* INSTRUCTION
Open with the line that has "Emit a component"; close with the line that has "string; addr: string[];". Retype those lines exactly, images excluded.

* MATERIAL FOR THIS EXERCISE
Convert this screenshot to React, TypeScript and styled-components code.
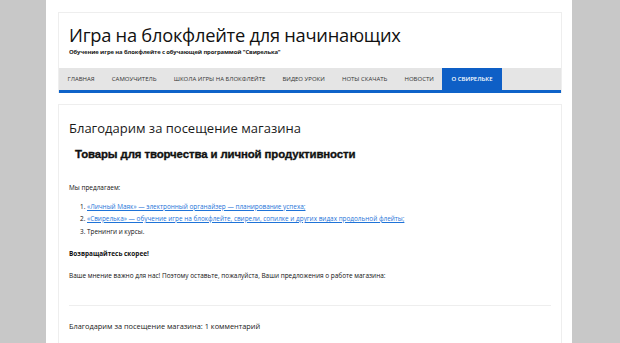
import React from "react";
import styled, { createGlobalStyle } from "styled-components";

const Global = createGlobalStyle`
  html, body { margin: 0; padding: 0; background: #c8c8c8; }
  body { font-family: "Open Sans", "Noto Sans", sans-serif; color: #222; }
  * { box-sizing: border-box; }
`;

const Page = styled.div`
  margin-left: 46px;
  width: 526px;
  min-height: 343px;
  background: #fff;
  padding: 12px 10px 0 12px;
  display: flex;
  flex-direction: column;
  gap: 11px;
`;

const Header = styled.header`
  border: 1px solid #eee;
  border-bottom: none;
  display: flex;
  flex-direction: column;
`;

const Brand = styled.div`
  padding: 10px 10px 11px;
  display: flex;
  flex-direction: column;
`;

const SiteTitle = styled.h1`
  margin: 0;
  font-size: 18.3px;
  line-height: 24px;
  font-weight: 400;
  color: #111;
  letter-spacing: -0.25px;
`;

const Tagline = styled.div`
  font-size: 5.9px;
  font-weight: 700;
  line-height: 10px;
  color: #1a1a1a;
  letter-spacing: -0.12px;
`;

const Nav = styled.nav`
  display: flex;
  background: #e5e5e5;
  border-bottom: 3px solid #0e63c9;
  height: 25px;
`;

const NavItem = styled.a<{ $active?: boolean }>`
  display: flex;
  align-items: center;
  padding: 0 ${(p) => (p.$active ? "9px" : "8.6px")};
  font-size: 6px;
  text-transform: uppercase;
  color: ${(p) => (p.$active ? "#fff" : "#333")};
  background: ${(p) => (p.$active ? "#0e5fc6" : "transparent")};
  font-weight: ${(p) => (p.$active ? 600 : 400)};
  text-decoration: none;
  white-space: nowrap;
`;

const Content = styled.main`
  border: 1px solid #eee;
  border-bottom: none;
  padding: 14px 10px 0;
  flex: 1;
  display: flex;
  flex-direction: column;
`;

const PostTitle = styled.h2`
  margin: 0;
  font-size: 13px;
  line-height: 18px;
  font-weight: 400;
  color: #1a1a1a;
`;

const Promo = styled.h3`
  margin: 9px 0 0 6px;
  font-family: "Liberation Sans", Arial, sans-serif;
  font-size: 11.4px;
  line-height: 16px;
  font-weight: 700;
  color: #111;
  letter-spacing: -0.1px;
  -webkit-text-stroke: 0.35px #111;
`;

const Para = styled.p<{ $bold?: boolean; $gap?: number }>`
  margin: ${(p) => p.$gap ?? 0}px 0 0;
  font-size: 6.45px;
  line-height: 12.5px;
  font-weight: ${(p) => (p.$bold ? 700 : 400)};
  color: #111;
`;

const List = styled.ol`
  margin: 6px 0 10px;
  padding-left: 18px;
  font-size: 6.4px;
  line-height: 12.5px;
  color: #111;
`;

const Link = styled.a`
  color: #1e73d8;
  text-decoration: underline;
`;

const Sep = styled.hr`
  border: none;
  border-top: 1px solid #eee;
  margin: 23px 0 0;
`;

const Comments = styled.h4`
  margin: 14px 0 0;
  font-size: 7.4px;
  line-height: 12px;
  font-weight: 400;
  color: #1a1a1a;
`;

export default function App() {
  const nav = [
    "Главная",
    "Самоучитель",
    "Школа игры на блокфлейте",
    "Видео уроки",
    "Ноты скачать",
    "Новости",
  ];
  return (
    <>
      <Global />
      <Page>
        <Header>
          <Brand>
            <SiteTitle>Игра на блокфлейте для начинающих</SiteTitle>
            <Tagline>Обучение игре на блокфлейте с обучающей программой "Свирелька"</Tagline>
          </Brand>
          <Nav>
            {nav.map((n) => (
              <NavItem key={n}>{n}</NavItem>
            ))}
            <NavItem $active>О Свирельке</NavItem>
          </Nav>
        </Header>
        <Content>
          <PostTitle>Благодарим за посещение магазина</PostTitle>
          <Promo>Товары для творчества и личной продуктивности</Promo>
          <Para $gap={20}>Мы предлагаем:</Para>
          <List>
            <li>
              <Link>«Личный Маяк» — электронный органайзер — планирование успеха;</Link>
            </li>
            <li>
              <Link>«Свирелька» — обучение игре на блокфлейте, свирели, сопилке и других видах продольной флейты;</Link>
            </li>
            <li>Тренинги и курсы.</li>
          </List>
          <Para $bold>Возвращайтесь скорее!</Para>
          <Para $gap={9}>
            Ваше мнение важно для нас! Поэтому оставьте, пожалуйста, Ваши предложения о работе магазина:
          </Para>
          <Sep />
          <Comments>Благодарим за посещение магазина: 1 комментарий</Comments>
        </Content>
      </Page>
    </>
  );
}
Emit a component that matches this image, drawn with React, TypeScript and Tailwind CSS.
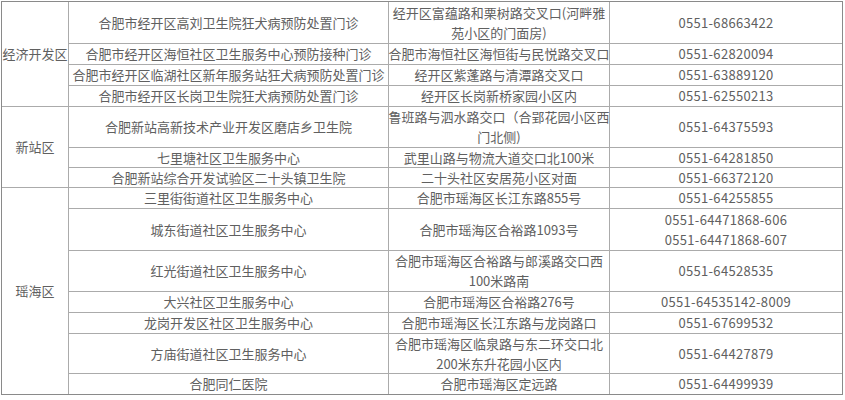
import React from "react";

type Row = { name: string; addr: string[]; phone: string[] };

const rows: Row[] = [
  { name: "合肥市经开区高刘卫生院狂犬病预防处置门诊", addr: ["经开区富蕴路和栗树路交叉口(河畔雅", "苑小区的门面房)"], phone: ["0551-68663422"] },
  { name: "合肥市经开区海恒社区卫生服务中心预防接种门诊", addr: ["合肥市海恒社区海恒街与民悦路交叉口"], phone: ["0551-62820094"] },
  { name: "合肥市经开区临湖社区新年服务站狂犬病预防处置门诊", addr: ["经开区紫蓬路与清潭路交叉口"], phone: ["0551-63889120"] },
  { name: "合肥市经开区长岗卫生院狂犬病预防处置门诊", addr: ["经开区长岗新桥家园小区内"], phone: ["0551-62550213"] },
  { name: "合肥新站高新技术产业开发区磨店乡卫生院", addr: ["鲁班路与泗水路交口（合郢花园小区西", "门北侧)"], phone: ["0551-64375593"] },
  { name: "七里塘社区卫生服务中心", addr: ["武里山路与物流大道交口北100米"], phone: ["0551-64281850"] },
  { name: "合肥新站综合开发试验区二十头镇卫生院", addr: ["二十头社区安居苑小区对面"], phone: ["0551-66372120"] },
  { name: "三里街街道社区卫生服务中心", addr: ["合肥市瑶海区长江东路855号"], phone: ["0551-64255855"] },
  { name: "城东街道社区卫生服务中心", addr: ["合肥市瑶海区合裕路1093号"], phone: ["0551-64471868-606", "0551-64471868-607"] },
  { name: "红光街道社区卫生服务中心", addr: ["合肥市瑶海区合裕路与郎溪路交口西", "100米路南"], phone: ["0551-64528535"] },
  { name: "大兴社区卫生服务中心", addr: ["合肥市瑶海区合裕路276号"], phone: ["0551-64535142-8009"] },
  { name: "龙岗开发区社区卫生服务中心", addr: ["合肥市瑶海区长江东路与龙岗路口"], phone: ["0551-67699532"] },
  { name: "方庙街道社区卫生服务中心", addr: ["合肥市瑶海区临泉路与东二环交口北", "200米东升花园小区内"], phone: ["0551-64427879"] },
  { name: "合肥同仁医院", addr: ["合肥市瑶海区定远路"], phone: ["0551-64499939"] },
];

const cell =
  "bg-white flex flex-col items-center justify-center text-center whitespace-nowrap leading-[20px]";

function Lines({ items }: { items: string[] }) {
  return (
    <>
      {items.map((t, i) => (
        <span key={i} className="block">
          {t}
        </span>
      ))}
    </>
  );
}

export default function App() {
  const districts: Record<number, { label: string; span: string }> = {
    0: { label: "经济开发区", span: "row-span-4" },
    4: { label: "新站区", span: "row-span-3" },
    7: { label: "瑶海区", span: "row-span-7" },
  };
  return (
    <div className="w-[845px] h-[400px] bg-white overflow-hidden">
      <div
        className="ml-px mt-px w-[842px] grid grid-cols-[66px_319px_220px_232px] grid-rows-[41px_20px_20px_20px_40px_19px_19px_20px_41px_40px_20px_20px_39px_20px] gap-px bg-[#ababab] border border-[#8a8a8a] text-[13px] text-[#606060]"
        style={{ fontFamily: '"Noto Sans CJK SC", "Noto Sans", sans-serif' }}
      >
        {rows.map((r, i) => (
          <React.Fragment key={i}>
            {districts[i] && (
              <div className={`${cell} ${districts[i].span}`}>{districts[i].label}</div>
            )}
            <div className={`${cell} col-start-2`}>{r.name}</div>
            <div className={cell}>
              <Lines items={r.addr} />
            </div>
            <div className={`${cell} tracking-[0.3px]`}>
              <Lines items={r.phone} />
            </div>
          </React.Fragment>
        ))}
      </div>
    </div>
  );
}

* WRITTEN SOLUTION
Emit a component that matches this image, drawn with React, TypeScript and Tailwind CSS.
import React from "react";

type Row = { name: string; addr: string[]; phone: string[] };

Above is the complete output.